Pressurized-fluid extraction of cafestol and kahweol diterpenes from green coffee

Cafestol and kahweol were extracted from green coffee beans (C. arabica) using a pressurized-fluid extraction (PFE) system. The effects of extracting solvent (i.e. water, ethanol and methanol), flow rate (0.5, 1.0, 2.0 and 3.0mL·min−1), extraction temperature (60, 80 and 100°C) and time on extraction efficiency of coffee diterpenes were investigated. Quantification of diterpenes extracts was achieved by HPLC-UV method. The solvent flow rate was clearly the most significant process parameter. Diterpenes recovery resulted also influenced by temperature, except for the lowest flow rate, indicating solubility and mass transfer constraints. Kinetic degradation was also examined suggesting a thermolability of the diterpenes at 100°C. The optimum extraction conditions were 100°C and 3.0mL·min−1 using methanol. Under these conditions, PFE showed a remarkably higher efficiency compared with conventional extraction techniques. Coffee is the world's most traded food commodity. Coffee-specific diterpenes (i.e. cafestol and kahweol) are high-value bioactive compounds, naturally occurring in the coffee lipid fraction. However, they are not easy to separate and likely to be unstable when isolated. High-pressure extraction, namely pressurized fluid extraction (PFE), appears as an attractive option as it reduces extraction time, thus avoiding degradation of thermolabile compounds, while requiring smaller quantities of solvent than traditional extraction methods (e.g. Soxhlet).
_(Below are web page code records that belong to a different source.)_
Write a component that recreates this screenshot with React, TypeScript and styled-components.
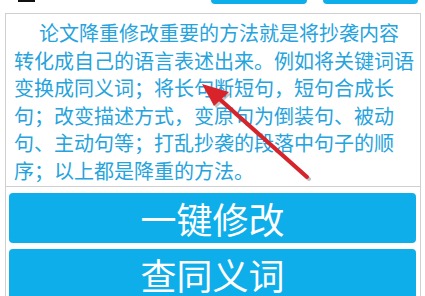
import React from "react";
import styled, { createGlobalStyle } from "styled-components";

const Global = createGlobalStyle`
  html, body { margin: 0; padding: 0; background: #ffffff; }
  body { font-family: "Noto Sans CJK SC", "Noto Sans", sans-serif; overflow: hidden; }
`;

const Page = styled.div`
  position: relative;
  width: 425px;
  height: 296px;
  overflow: hidden;
  background: #fff;
`;

const TopBar = styled.div`
  height: 13px;
  display: flex;
  align-items: flex-start;
`;

const Mark = styled.div`
  width: 17px;
  height: 2px;
  margin-left: 18px;
  background: #111;
`;

const TopButton = styled.div<{ $left: number; $width: number }>`
  margin-left: ${(p) => p.$left}px;
  width: ${(p) => p.$width}px;
  height: 4px;
  background: #0eaeea;
  border-radius: 0 0 4px 4px;
`;

const Panel = styled.div`
  margin-left: 5px;
  width: 414px;
  border-left: 1px solid #cfcfcf;
  border-right: 1px solid #cfcfcf;
  height: 290px;
  display: flex;
  flex-direction: column;
`;

const TextBox = styled.div`
  box-sizing: border-box;
  height: 174px;
  border-top: 1px solid #cfcfcf;
  border-bottom: 1px solid #cfcfcf;
  padding: 5px 4px 0 8px;
  color: #26a3dc;
  font-size: 20px;
  line-height: 27.5px;
  text-indent: 25px;
  line-break: strict;
`;

const ActionButton = styled.div`
  margin: 6px 4px 0 3px;
  height: 50px;
  flex: 0 0 50px;
  background: #0eaeea;
  border-radius: 4px;
  color: #ffffff;
  font-size: 36px;
  line-height: 50px;
  text-align: center;
`;

const Overlay = styled.svg`
  position: absolute;
  left: 0;
  top: 0;
  pointer-events: none;
`;

function Arrow() {
  return (
    <Overlay width={425} height={296} viewBox="0 0 425 296">
      <g opacity={0.35} transform="translate(2 2)">
        <line x1={307} y1={177} x2={215} y2={95} stroke="#555" strokeWidth={4} strokeLinecap="round" />
        <polygon points="202,84 229,92 214,106" fill="#555" />
      </g>
      <line x1={307} y1={177} x2={215} y2={95} stroke="#d9232b" strokeWidth={4} strokeLinecap="round" />
      <polygon points="202,84 229,92 214,106" fill="#d9232b" />
    </Overlay>
  );
}

export default function App() {
  return (
    <Page>
      <Global />
      <TopBar>
        <Mark />
        <TopButton $left={176} $width={96} />
        <TopButton $left={16} $width={95} />
      </TopBar>
      <Panel>
        <TextBox>
          论文降重修改重要的方法就是将抄袭内容转化成自己的语言表述出来。例如将关键词语变换成同义词；将长句断短句，短句合成长句；改变描述方式，变原句为倒装句、被动句、主动句等；打乱抄袭的段落中句子的顺序；以上都是降重的方法。
        </TextBox>
        <ActionButton>一键修改</ActionButton>
        <ActionButton>查同义词</ActionButton>
      </Panel>
      <Arrow />
    </Page>
  );
}
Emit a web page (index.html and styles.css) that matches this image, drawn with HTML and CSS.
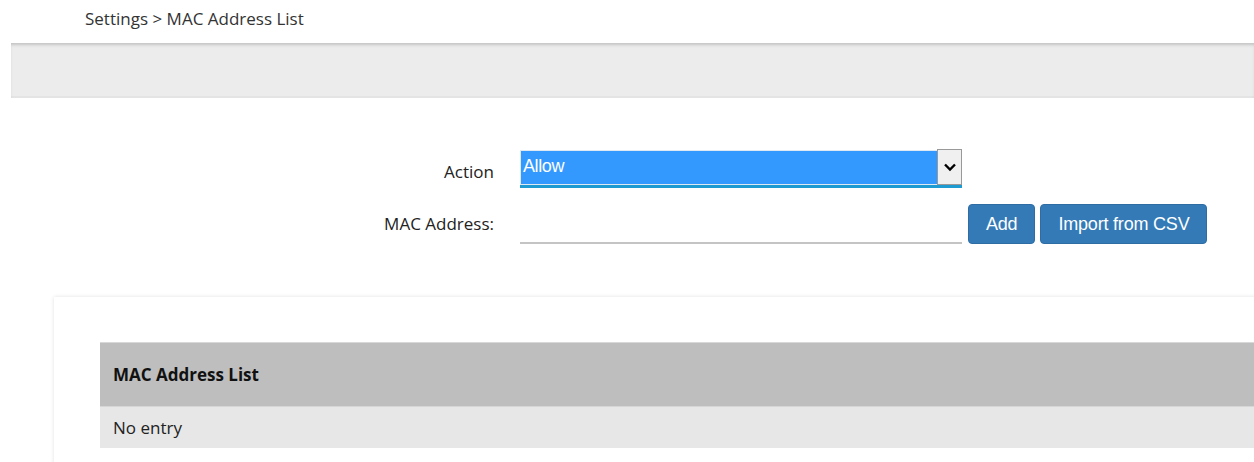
FILE: index.html
```html
<!DOCTYPE html>
<html lang="en">
<head>
<meta charset="utf-8">
<title>MAC Address List</title>
<link rel="stylesheet" href="styles.css">
</head>
<body>
  <div class="crumb">Settings &gt; MAC Address List</div>
  <div class="toolbar"></div>

  <form class="mac-form">
    <label class="lbl lbl-action" for="action">Action</label>
    <div class="select-wrap">
      <div class="select-value" id="action">Allow</div>
      <div class="select-btn">
        <svg width="14" height="10" viewBox="0 0 14 10"><path d="M2 2.5 L7 7.5 L12 2.5" fill="none" stroke="#000" stroke-width="2.4"/></svg>
      </div>
    </div>
    <div></div>

    <label class="lbl" for="mac">MAC Address:</label>
    <div class="input-wrap"><input id="mac" class="text-input" type="text"></div>
    <div class="btns">
      <button type="button" class="btn">Add</button>
      <button type="button" class="btn">Import from CSV</button>
    </div>
  </form>

  <section class="card">
    <table class="list">
      <thead><tr><th>MAC Address List</th></tr></thead>
      <tbody><tr><td>No entry</td></tr></tbody>
    </table>
  </section>
</body>
</html>
```

FILE: styles.css
```css
html, body {
  margin: 0;
  padding: 0;
  background: #fff;
  overflow: hidden;
}

body {
  font-family: "Open Sans", "Noto Sans", sans-serif;
  font-size: 17px;
  color: #222;
  width: 1254px;
  height: 462px;
}

.crumb {
  height: 43px;
  line-height: 37px;
  padding-left: 85px;
  color: #333;
}

.toolbar {
  margin-left: 11px;
  height: 55px;
  background: #ececec;
  box-shadow: inset 0 3px 3px -1px #c4c4c4, inset 0 -2px 0 #e4e4e4;
}

.mac-form {
  display: grid;
  grid-template-columns: 494px 442px auto;
  column-gap: 26px;
  row-gap: 15px;
  align-items: center;
  margin-top: 52px;
}

.lbl {
  text-align: right;
  color: #222;
}

.lbl-action {
  padding-top: 4px;
}

.select-wrap {
  display: flex;
  height: 38px;
  box-sizing: border-box;
  border-bottom: 3px solid #1e9bd0;
}

.select-value {
  flex: 1;
  background: #3399ff;
  color: #fff;
  font-family: "Liberation Sans", Arial, sans-serif;
  font-size: 18px;
  line-height: 30px;
  padding-left: 2px;
  border: 1px solid #dfe9f3;
  border-right: none;
  letter-spacing: -0.4px;
}

.select-btn {
  width: 25px;
  box-sizing: border-box;
  border: 1px solid #999;
  background: #f0f0f0;
  display: flex;
  align-items: center;
  justify-content: center;
  margin-top: -1px;
}

.input-wrap {
  height: 40px;
  box-sizing: border-box;
  border-bottom: 2px solid #c4c4c4;
}

.text-input {
  width: 100%;
  height: 100%;
  border: none;
  outline: none;
  background: transparent;
  font: inherit;
  padding: 0;
}

.btns {
  display: flex;
  gap: 5px;
  margin-left: -20px;
  margin-top: 1px;
}

.btn {
  height: 40px;
  padding: 0 17px;
  background: #337ab7;
  color: #fff;
  border: 1px solid #2e6da4;
  border-radius: 4px;
  font-family: "Liberation Sans", Arial, sans-serif;
  font-size: 18px;
  letter-spacing: -0.2px;
}

.card {
  margin-top: 53px;
  margin-left: 54px;
  width: 1300px;
  padding: 45px 0 30px 46px;
  background: #fff;
  box-shadow: 0 0 4px rgba(0, 0, 0, 0.12);
}

.list {
  width: 100%;
  border-collapse: collapse;
}

.list th {
  text-align: left;
  background: #bebebe;
  height: 63px;
  padding: 0 13px;
  font-weight: 700;
  color: #111;
  border-top: 1px solid #d8d8d8;
}

.list td {
  background: #e7e7e7;
  height: 41px;
  padding: 0 13px;
  color: #222;
  border-top: 1px solid #d6d6d6;
}
```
PFE offers the possibility to operate with a wide range of liquid solvents well above their boiling point, but very little information can be found on the effect of operational conditions to efficiently recover coffee diterpenes. Such knowledge provides a basis for the rational design of PFE processes and, may be useful to allow industrial scale-up interpretation for coffee diterpenes extraction. •Coffee diterpene extraction was evaluated through pressurized-fluid extraction.•Temperature and flow rate effects are correlated with diterpenes recovery.•Extraction time has a crucial role in the improvement of the extraction process.•Kinetic thermal degradation of diterpenes is assessed.